● Set problem: Copy out every line that contains the word "React".
===== Material provided =====
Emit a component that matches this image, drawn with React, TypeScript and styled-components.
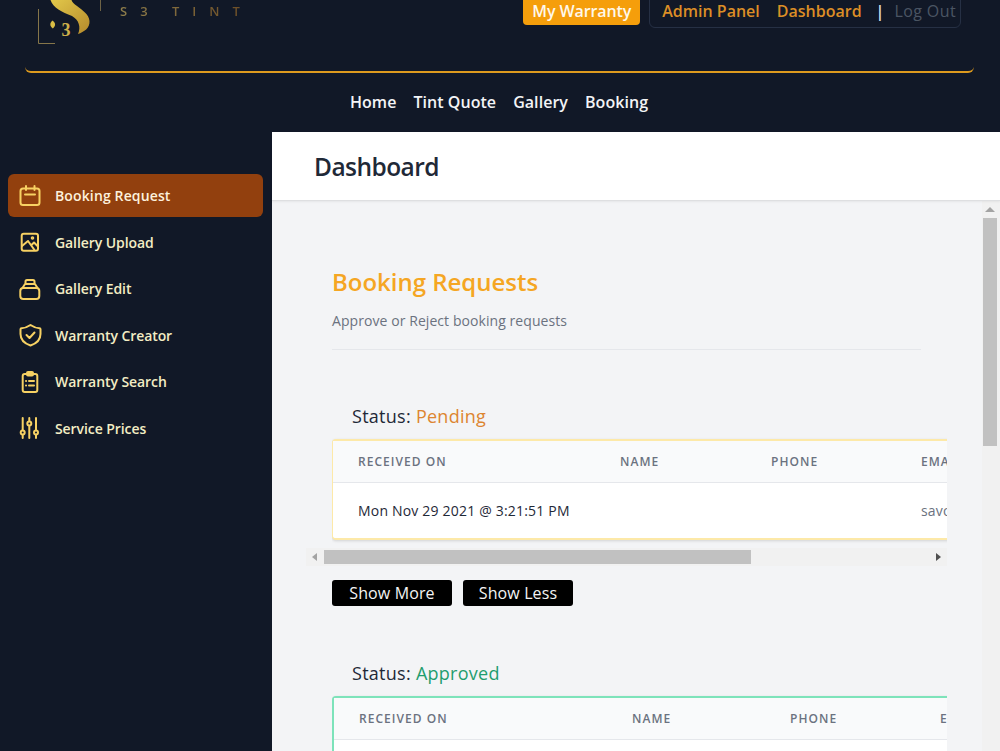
import React from "react"
import styled, { createGlobalStyle } from "styled-components"

const GlobalStyle = createGlobalStyle`
  html, body {
    margin: 0;
    height: 100%;
    overflow: hidden;
    background: #111827;
  }
  body {
    font-family: "Open Sans", "Noto Sans", "Liberation Sans", sans-serif;
  }
  * {
    box-sizing: border-box;
  }
`

const Page = styled.div`
  display: flex;
  flex-direction: column;
  height: 751px;
  background: #111827;
`

const Header = styled.header`
  flex: none;
  height: 132px;
`

const TopRow = styled.div`
  display: flex;
  align-items: flex-start;
  height: 73px;
  margin: 0 26px 0 25px;
  padding: 0 13px 0 13px;
  border-bottom: 2px solid #dd9a1e;
  border-radius: 0 0 6px 6px;
`

const BrandName = styled.span`
  margin: 3px 0 0 14px;
  font-size: 13px;
  font-weight: 600;
  line-height: 16px;
  letter-spacing: 13px;
  word-spacing: -5px;
  white-space: pre;
  color: transparent;
  background: linear-gradient(90deg, #8f7e4b, #6a4a24);
  background-clip: text;
`

const WarrantyButton = styled.a`
  margin-left: auto;
  height: 25px;
  padding: 0 9px;
  border-radius: 0 0 4px 4px;
  background: #f59e0b;
  color: #fff8ea;
  font-size: 16px;
  font-weight: 600;
  line-height: 23px;
  letter-spacing: -0.1px;
`

const AccountBox = styled.div`
  display: flex;
  height: 29px;
  margin: -1px 0 0 9px;
  padding: 0 4px 0 12px;
  border: 1px solid #263044;
  border-radius: 0 0 6px 6px;
  font-size: 16px;
  font-weight: 600;
  line-height: 23px;
`

const AccountLink = styled.a<{ $gap: number }>`
  margin-right: ${({ $gap }) => $gap}px;
  color: #dc8e26;
`

const Divider = styled.span`
  margin-right: 10px;
  color: #e5e7eb;
`

const LogOut = styled.a`
  color: #4b5563;
  font-weight: 400;
  letter-spacing: 0.4px;
`

const MainNav = styled.nav`
  display: flex;
  justify-content: center;
  gap: 17px;
  padding-top: 17px;
  padding-right: 2px;
`

const NavLink = styled.a`
  color: #f3f4f6;
  font-size: 16px;
  font-weight: 600;
  line-height: 24px;
  letter-spacing: 0.05px;
`

const Body = styled.div`
  display: flex;
  flex: 1;
  min-height: 0;
`

const Sidebar = styled.aside`
  flex: none;
  width: 272px;
  padding: 42px 8px 0;
`

const SideItem = styled.a<{ $active?: boolean }>`
  display: flex;
  align-items: center;
  gap: 13px;
  height: 43px;
  margin-bottom: 3.6px;
  padding-left: 10px;
  width: 255px;
  border-radius: 6px;
  background: ${({ $active }) => ($active ? "#92400e" : "transparent")};
  color: ${({ $active }) => ($active ? "#fdf1dc" : "#f3edc4")};
  font-size: 14px;
  font-weight: 600;
  letter-spacing: ${({ $active }) => ($active ? "0.13px" : "-0.08px")};

  svg {
    flex: none;
    width: 24px;
    height: 24px;
    color: #f7d163;
  }
`

const Main = styled.main`
  display: flex;
  flex: 1;
  flex-direction: column;
  min-width: 0;
`

const TitleBar = styled.div`
  flex: none;
  height: 69px;
  padding-left: 43px;
  background: #fff;
  border-bottom: 1px solid #dedfe1;
  box-shadow: 0 1px 2px rgba(0, 0, 0, 0.06);
  position: relative;
`

const PageTitle = styled.h1`
  margin: 0 0 0 -1px;
  color: #1f2937;
  font-size: 24.5px;
  font-weight: 600;
  line-height: 70px;
  letter-spacing: -0.55px;
`

const ContentRow = styled.div`
  display: flex;
  flex: 1;
  min-height: 0;
`

const Content = styled.div`
  flex: 1;
  min-width: 0;
  padding: 62px 35px 0 60px;
  background: #f3f4f6;
  overflow: hidden;
`

const VerticalBar = styled.div`
  display: flex;
  flex: none;
  flex-direction: column;
  align-items: center;
  width: 18px;
  padding-right: 2px;
  background: #f1f1f1;
`

const VerticalArrow = styled.div`
  flex: none;
  width: 0;
  height: 0;
  margin: 6px 0;
  border-left: 5px solid transparent;
  border-right: 5px solid transparent;
  border-bottom: 5px solid #a3a3a3;
`

const VerticalThumb = styled.div`
  width: 14px;
  height: 228px;
  background: #c1c1c1;
`

const SectionTitle = styled.h2`
  margin: 0;
  color: #f5a623;
  font-size: 24px;
  font-weight: 600;
  line-height: 38px;
  letter-spacing: -0.02px;
`

const SectionText = styled.p`
  margin: 10px 0 0;
  color: #6b7280;
  font-size: 14px;
  line-height: 20px;
  letter-spacing: 0.07px;
`

const Rule = styled.hr`
  width: 589px;
  margin: 18px 0 0;
  border: 0;
  border-top: 1px solid #e5e7eb;
`

const StatusHeading = styled.h3<{ $top: number }>`
  margin: ${({ $top }) => $top}px 0 10px 20px;
  color: #1f2937;
  font-size: 18px;
  font-weight: 500;
  line-height: 26px;
  letter-spacing: 0.27px;
`

const StatusWord = styled.span<{ $color: string }>`
  color: ${({ $color }) => $color};
`

const TableClip = styled.div`
  width: 615px;
  overflow-x: clip;
`

const Table = styled.table<{ $accent: string; $sideWidth: number }>`
  width: 885px;
  table-layout: fixed;
  border-collapse: separate;
  border-spacing: 0;
  background: #fff;
  border-radius: 4px;
  border-top: 2px solid ${({ $accent }) => $accent};
  border-bottom: 2px solid ${({ $accent }) => $accent};
  border-left: ${({ $sideWidth }) => $sideWidth}px solid ${({ $accent }) => $accent};
  box-shadow: 0 1px 3px rgba(0, 0, 0, 0.14);
`

const Col = styled.col<{ $w: number }>`
  width: ${({ $w }) => $w}px;
`

const HeadCell = styled.th`
  height: 42px;
  padding: 0 0 0 25px;
  background: #f9fafb;
  border-bottom: 1px solid #e5e7eb;
  color: #6b7280;
  font-size: 12px;
  font-weight: 600;
  text-align: left;
  letter-spacing: 1.05px;
  white-space: nowrap;
`

const BodyCell = styled.td<{ $muted?: boolean }>`
  height: 55px;
  padding: 0 0 0 25px;
  color: ${({ $muted }) => ($muted ? "#6b7280" : "#1f2937")};
  font-size: 14px;
  font-weight: ${({ $muted }) => ($muted ? 400 : 500)};
  letter-spacing: 0.19px;
  white-space: nowrap;
`

const HorizontalBar = styled.div`
  display: flex;
  align-items: center;
  width: 641px;
  height: 18px;
  margin: 8px 0 0 -26px;
  background: #f1f1f1;
`

const HorizontalArrow = styled.div<{ $right?: boolean }>`
  flex: none;
  width: 0;
  height: 0;
  margin: ${({ $right }) => ($right ? "0 6px 0 auto" : "0 7px 0 6px")};
  border-top: 4px solid transparent;
  border-bottom: 4px solid transparent;
  ${({ $right }) =>
    $right ? "border-left: 5px solid #505050;" : "border-right: 5px solid #a3a3a3;"}
`

const HorizontalThumb = styled.div`
  width: 427px;
  height: 14px;
  background: #c1c1c1;
`

const ButtonRow = styled.div`
  display: flex;
  gap: 11px;
  margin-top: 14px;
`

const BlackButton = styled.button<{ $w: number }>`
  width: ${({ $w }) => $w}px;
  height: 26px;
  padding: 0;
  border: 0;
  border-radius: 3px;
  background: #000;
  color: #f4f4f4;
  font-family: inherit;
  font-size: 16px;
  line-height: 26px;
  letter-spacing: 0.12px;
`

const LogoMark = () => (
  <svg width="68" height="46" viewBox="38 0 68 46" aria-hidden="true">
    <defs>
      <linearGradient id="gold" x1="0" y1="0" x2="1" y2="1">
        <stop offset="0" stopColor="#e2c84a" />
        <stop offset="1" stopColor="#b58a2c" />
      </linearGradient>
    </defs>
    <path d="M38.500 9V43.500H55" fill="none" stroke="#86764a" strokeWidth="1" />
    <path d="M100.500 0V11" fill="none" stroke="#6e6346" strokeWidth="1" />
    <path
      d="M50.500 0C53 8 62 12 72 16C79 20 81 27 78 34C84 32 90 28 89.500 21C89 14 82 10 77 6C74 4 72 2 71.500 0Z"
      fill="url(#gold)"
    />
    <path d="M52.500 20.500C49.500 23 49.500 26 52.800 28.500C55.800 26 56 23 52.500 20.500Z" fill="#d9bd45" />
    <text x="61.500" y="35.500" fontFamily="'Liberation Serif', serif" fontSize="18" fontWeight="700" fill="#cdb04a">
      3
    </text>
  </svg>
)

const Icon = ({ children }: { children: React.ReactNode }) => (
  <svg viewBox="0 0 24 24" fill="none" stroke="currentColor" strokeWidth="2" strokeLinecap="round" strokeLinejoin="round">
    {children}
  </svg>
)

const CalendarIcon = () => (
  <Icon>
    <rect x="2.500" y="4.500" width="19" height="16.500" rx="2.500" />
    <path d="M8 2V6M16.500 2V6M7 10.500H17" />
  </Icon>
)

const PictureIcon = () => (
  <Icon>
    <rect x="3.700" y="3.700" width="16.300" height="17" rx="2" />
    <path d="M4 16L10 11L16.500 20M13.500 15L16 12.500L19.500 16" />
    <circle cx="14.500" cy="8" r="0.800" />
  </Icon>
)

const StackIcon = () => (
  <Icon>
    <rect x="2.300" y="11" width="19" height="11" rx="3" />
    <path d="M4.500 11L7 7H17L19.500 11M7.500 7V4.500A1.500 1.500 0 0 1 9 3H15A1.500 1.500 0 0 1 16.500 4.500V7" />
  </Icon>
)

const ShieldIcon = () => (
  <Icon>
    <path d="M12.500 2C15.500 4 18.500 5.200 21.500 5.200C22.200 5.200 22.500 5.600 22.500 6.200V11C22.500 16.500 18.500 20.500 12.500 22.500C6.500 20.500 2.500 16.500 2.500 11V6.200C2.500 5.600 2.800 5.200 3.500 5.200C6.500 5.200 9.500 4 12.500 2Z" />
    <path d="M8.500 12L11.500 15L16.500 9.500" />
  </Icon>
)

const ClipboardIcon = () => (
  <Icon>
    <rect x="4.700" y="4" width="14.600" height="18" rx="2" />
    <rect x="9" y="2" width="6" height="3.500" rx="1" />
    <path d="M8 11H8.100M11 11H16M8 15.500H8.100M11 15.500H16" />
  </Icon>
)

const SlidersIcon = () => (
  <Icon>
    <path d="M4.700 2V14M4.700 19V22M11.300 2V5M11.300 10V22M18 2V14M18 19V22" />
    <circle cx="4.700" cy="16.500" r="2" />
    <circle cx="11.300" cy="7.500" r="2" />
    <circle cx="18" cy="16.500" r="2" />
  </Icon>
)

const sideItems = [
  { label: "Booking Request", icon: <CalendarIcon />, active: true },
  { label: "Gallery Upload", icon: <PictureIcon /> },
  { label: "Gallery Edit", icon: <StackIcon /> },
  { label: "Warranty Creator", icon: <ShieldIcon /> },
  { label: "Warranty Search", icon: <ClipboardIcon /> },
  { label: "Service Prices", icon: <SlidersIcon /> },
]

const BookingTable = ({
  accent,
  sideWidth,
  columns,
  lastHead,
  date,
  email,
}: {
  accent: string
  sideWidth: number
  columns: number[]
  lastHead: string
  date?: string
  email?: string
}) => (
  <TableClip>
    <Table $accent={accent} $sideWidth={sideWidth}>
      <colgroup>
        {columns.map((w, i) => (
          <Col key={i} $w={w} />
        ))}
      </colgroup>
      <thead>
        <tr>
          <HeadCell>RECEIVED ON</HeadCell>
          <HeadCell>NAME</HeadCell>
          <HeadCell>PHONE</HeadCell>
          <HeadCell>{lastHead}</HeadCell>
        </tr>
      </thead>
      <tbody>
        <tr>
          <BodyCell>{date}</BodyCell>
          <BodyCell />
          <BodyCell />
          <BodyCell $muted>{email}</BodyCell>
        </tr>
      </tbody>
    </Table>
  </TableClip>
)

export default function App() {
  return (
    <Page>
      <GlobalStyle />
      <Header>
        <TopRow>
          <LogoMark />
          <BrandName>S3 TINT</BrandName>
          <WarrantyButton>My Warranty</WarrantyButton>
          <AccountBox>
            <AccountLink $gap={17}>Admin Panel</AccountLink>
            <AccountLink $gap={14}>Dashboard</AccountLink>
            <Divider>|</Divider>
            <LogOut>Log Out</LogOut>
          </AccountBox>
        </TopRow>
        <MainNav>
          <NavLink>Home</NavLink>
          <NavLink>Tint Quote</NavLink>
          <NavLink>Gallery</NavLink>
          <NavLink>Booking</NavLink>
        </MainNav>
      </Header>
      <Body>
        <Sidebar>
          {sideItems.map((item) => (
            <SideItem key={item.label} $active={item.active}>
              {item.icon}
              {item.label}
            </SideItem>
          ))}
        </Sidebar>
        <Main>
          <TitleBar>
            <PageTitle>Dashboard</PageTitle>
          </TitleBar>
          <ContentRow>
            <Content>
              <SectionTitle>Booking Requests</SectionTitle>
              <SectionText>Approve or Reject booking requests</SectionText>
              <Rule />
              <StatusHeading $top={53}>
                Status: <StatusWord $color="#dd8530">Pending</StatusWord>
              </StatusHeading>
              <BookingTable
                accent="#fde9a8"
                sideWidth={1}
                columns={[262, 151, 150, 322]}
                lastHead="EMA"
                date="Mon Nov 29 2021 @ 3:21:51 PM"
                email="savo"
              />
              <HorizontalBar>
                <HorizontalArrow />
                <HorizontalThumb />
                <HorizontalArrow $right />
              </HorizontalBar>
              <ButtonRow>
                <BlackButton $w={120}>Show More</BlackButton>
                <BlackButton $w={110}>Show Less</BlackButton>
              </ButtonRow>
              <StatusHeading $top={54}>
                Status: <StatusWord $color="#1f9d6e">Approved</StatusWord>
              </StatusHeading>
              <BookingTable accent="#7de3ba" sideWidth={2} columns={[273, 158, 150, 304]} lastHead="E" />
            </Content>
            <VerticalBar>
              <VerticalArrow />
              <VerticalThumb />
            </VerticalBar>
          </ContentRow>
        </Main>
      </Body>
    </Page>
  )
}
=====
● Response to the task:
Emit a component that matches this image, drawn with React, TypeScript and styled-components.
import React from "react"
const Icon = ({ children }: { children: React.ReactNode }) => (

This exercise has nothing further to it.